**What you have to do**
Return the material word for word. Do not include pictures.

**Dataset extract**
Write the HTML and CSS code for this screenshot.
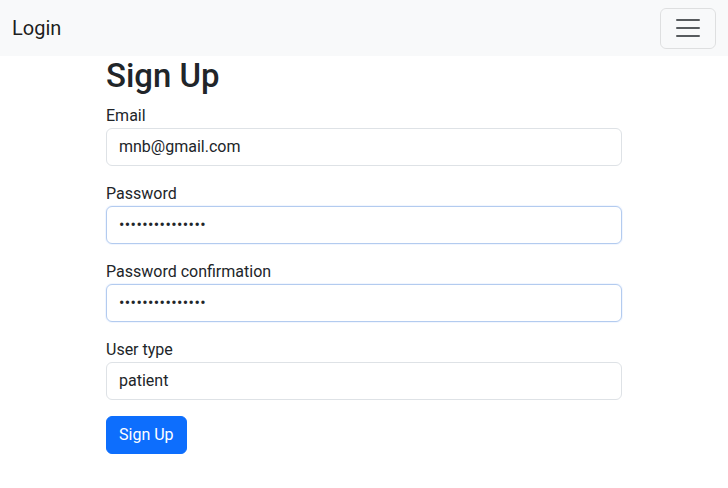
FILE: index.html
```html
<!DOCTYPE html>
<html lang="en">
<head>
<meta charset="utf-8">
<title>Sign Up</title>
<link rel="stylesheet" href="styles.css">
</head>
<body>
<nav class="navbar">
  <a class="brand" href="#">Login</a>
  <button class="toggler" type="button" aria-label="Toggle navigation">
    <svg class="toggler-icon" viewBox="0 0 30 30" width="30" height="30"><path stroke="rgba(33,37,41,0.75)" stroke-linecap="round" stroke-miterlimit="10" stroke-width="2" d="M4 7h22M4 15h22M4 23h22"/></svg>
  </button>
</nav>
<main class="container">
  <h1 class="title">Sign Up</h1>
  <form class="form">
    <div class="field">
      <label class="label" for="email">Email</label>
      <input class="control" id="email" type="email" value="mnb@gmail.com">
    </div>
    <div class="field">
      <label class="label" for="pw">Password</label>
      <input class="control filled secret" id="pw" type="password" value="abcdefghijklmno">
    </div>
    <div class="field">
      <label class="label" for="pwc">Password confirmation</label>
      <input class="control filled secret" id="pwc" type="password" value="abcdefghijklmno">
    </div>
    <div class="field">
      <label class="label" for="ut">User type</label>
      <input class="control" id="ut" type="text" value="patient">
    </div>
    <button class="btn" type="submit">Sign Up</button>
  </form>
</main>
</body>
</html>
```
FILE: styles.css
```css
*{box-sizing:border-box;}
body{margin:0;font-family:Roboto,"Liberation Sans",sans-serif;font-size:16px;line-height:1.5;color:#212529;background:#fff;}
.navbar{display:flex;align-items:center;justify-content:space-between;height:56px;padding:8px 12px;background:#f8f9fa;}
.brand{font-size:20px;line-height:30px;padding:5px 0;color:rgba(0,0,0,.9);text-decoration:none;}
.toggler{display:flex;align-items:center;justify-content:center;width:56px;height:41px;padding:4px 12px;background:transparent;border:1px solid rgba(0,0,0,.1);border-radius:6px;}
.toggler-icon{display:block;}
.container{width:540px;margin:0 auto;padding:0 12px;}
.title{margin:0 0 8px;font-size:32.92px;font-weight:500;line-height:1.2;}
.form{display:flex;flex-direction:column;align-items:flex-start;}
.field{width:100%;margin-bottom:16px;}
.label{display:block;}
.control{display:block;width:100%;height:38px;padding:6px 12px;font-family:inherit;font-size:16px;line-height:1.5;color:#212529;background:#fff;border:1px solid #dee2e6;border-radius:6px;outline:none;}
.control.filled{border-color:#b3cbef;box-shadow:0 0 0 1px rgba(13,110,253,.06);}
.control.secret{letter-spacing:0.4px;}
.btn{height:38px;padding:6px 12px;font-family:inherit;font-size:16px;line-height:1.5;color:#fff;background:#0d6efd;border:1px solid #0d6efd;border-radius:6px;}
```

**Problem solution**
Write the HTML and CSS code for this screenshot.
FILE: index.html
```html
<!DOCTYPE html>
<html lang="en">
<head>
<meta charset="utf-8">
<title>Sign Up</title>
<link rel="stylesheet" href="styles.css">
</head>
<body>
<nav class="navbar">
  <a class="brand" href="#">Login</a>
  <button class="toggler" type="button" aria-label="Toggle navigation">
    <svg class="toggler-icon" viewBox="0 0 30 30" width="30" height="30"><path stroke="rgba(33,37,41,0.75)" stroke-linecap="round" stroke-miterlimit="10" stroke-width="2" d="M4 7h22M4 15h22M4 23h22"/></svg>
  </button>
</nav>
<main class="container">
  <h1 class="title">Sign Up</h1>
  <form class="form">
    <div class="field">
      <label class="label" for="email">Email</label>
      <input class="control" id="email" type="email" value="mnb@gmail.com">
    </div>
    <div class="field">
      <label class="label" for="pw">Password</label>
      <input class="control filled secret" id="pw" type="password" value="abcdefghijklmno">
    </div>
    <div class="field">
      <label class="label" for="pwc">Password confirmation</label>
      <input class="control filled secret" id="pwc" type="password" value="abcdefghijklmno">
    </div>
    <div class="field">
      <label class="label" for="ut">User type</label>
      <input class="control" id="ut" type="text" value="patient">
    </div>
    <button class="btn" type="submit">Sign Up</button>
  </form>
</main>
</body>
</html>
```
FILE: styles.css
```css
*{box-sizing:border-box;}
body{margin:0;font-family:Roboto,"Liberation Sans",sans-serif;font-size:16px;line-height:1.5;color:#212529;background:#fff;}
.navbar{display:flex;align-items:center;justify-content:space-between;height:56px;padding:8px 12px;background:#f8f9fa;}
.brand{font-size:20px;line-height:30px;padding:5px 0;color:rgba(0,0,0,.9);text-decoration:none;}
.toggler{display:flex;align-items:center;justify-content:center;width:56px;height:41px;padding:4px 12px;background:transparent;border:1px solid rgba(0,0,0,.1);border-radius:6px;}
.toggler-icon{display:block;}
.container{width:540px;margin:0 auto;padding:0 12px;}
.title{margin:0 0 8px;font-size:32.92px;font-weight:500;line-height:1.2;}
.form{display:flex;flex-direction:column;align-items:flex-start;}
.field{width:100%;margin-bottom:16px;}
.label{display:block;}
.control{display:block;width:100%;height:38px;padding:6px 12px;font-family:inherit;font-size:16px;line-height:1.5;color:#212529;background:#fff;border:1px solid #dee2e6;border-radius:6px;outline:none;}
.control.filled{border-color:#b3cbef;box-shadow:0 0 0 1px rgba(13,110,253,.06);}
.control.secret{letter-spacing:0.4px;}
.btn{height:38px;padding:6px 12px;font-family:inherit;font-size:16px;line-height:1.5;color:#fff;background:#0d6efd;border:1px solid #0d6efd;border-radius:6px;}
```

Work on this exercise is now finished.